- _Request_: Locate all lines with the word "TypeScript". Copy them.

- _Excerpted data_:

▼▼▼

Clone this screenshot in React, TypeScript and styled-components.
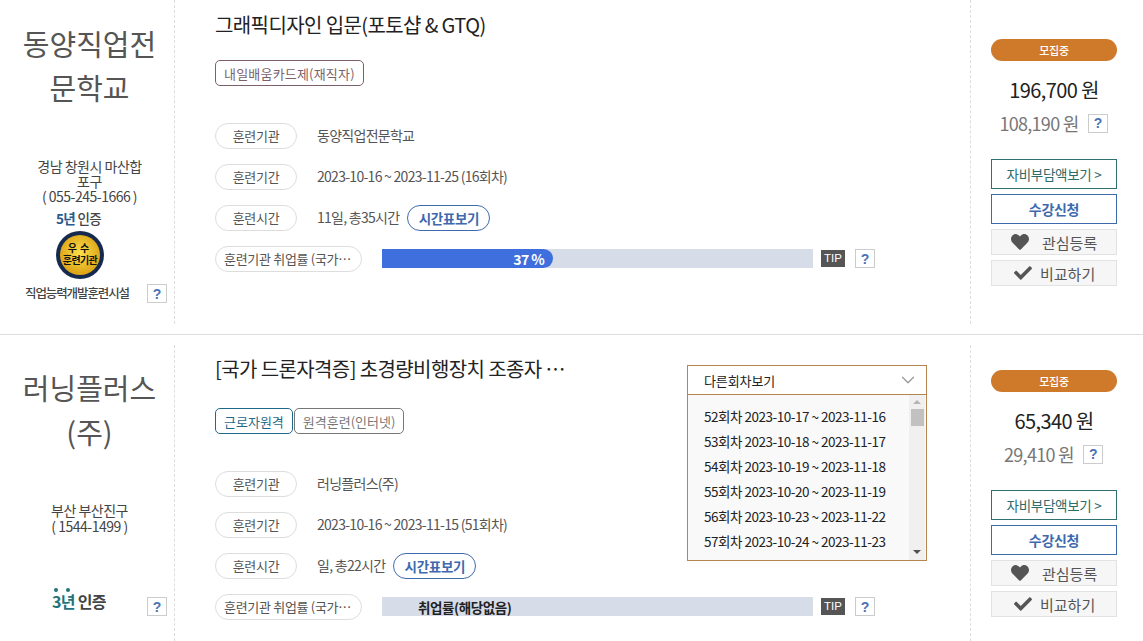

▲▲▲
▼▼▼

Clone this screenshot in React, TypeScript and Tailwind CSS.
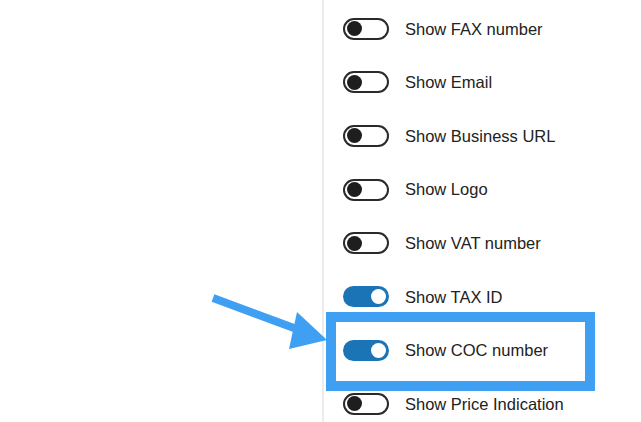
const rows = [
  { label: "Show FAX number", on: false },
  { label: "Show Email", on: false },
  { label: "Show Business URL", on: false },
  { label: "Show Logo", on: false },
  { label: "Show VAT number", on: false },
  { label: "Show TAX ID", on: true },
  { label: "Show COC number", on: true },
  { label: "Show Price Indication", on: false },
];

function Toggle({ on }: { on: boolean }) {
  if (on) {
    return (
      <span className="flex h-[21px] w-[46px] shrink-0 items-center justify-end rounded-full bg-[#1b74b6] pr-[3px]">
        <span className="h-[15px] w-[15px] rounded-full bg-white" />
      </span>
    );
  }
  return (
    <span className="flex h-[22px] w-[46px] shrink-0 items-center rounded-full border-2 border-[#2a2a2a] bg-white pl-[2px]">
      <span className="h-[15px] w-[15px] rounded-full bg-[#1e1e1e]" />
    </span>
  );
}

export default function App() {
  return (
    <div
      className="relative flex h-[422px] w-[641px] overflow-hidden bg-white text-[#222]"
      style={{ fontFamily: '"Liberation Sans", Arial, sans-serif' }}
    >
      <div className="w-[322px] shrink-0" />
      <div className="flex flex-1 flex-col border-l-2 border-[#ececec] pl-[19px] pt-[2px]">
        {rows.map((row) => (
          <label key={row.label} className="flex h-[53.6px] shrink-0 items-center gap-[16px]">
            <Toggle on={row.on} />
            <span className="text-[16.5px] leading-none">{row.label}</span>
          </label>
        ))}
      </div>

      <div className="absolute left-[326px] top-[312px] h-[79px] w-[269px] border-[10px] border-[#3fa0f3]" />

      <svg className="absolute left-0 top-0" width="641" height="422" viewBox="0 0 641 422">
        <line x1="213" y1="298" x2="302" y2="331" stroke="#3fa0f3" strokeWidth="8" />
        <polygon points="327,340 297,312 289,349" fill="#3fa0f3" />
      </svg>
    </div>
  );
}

▲▲▲

- _Answer for this exercise_:
Clone this screenshot in React, TypeScript and styled-components.
Clone this screenshot in React, TypeScript and Tailwind CSS.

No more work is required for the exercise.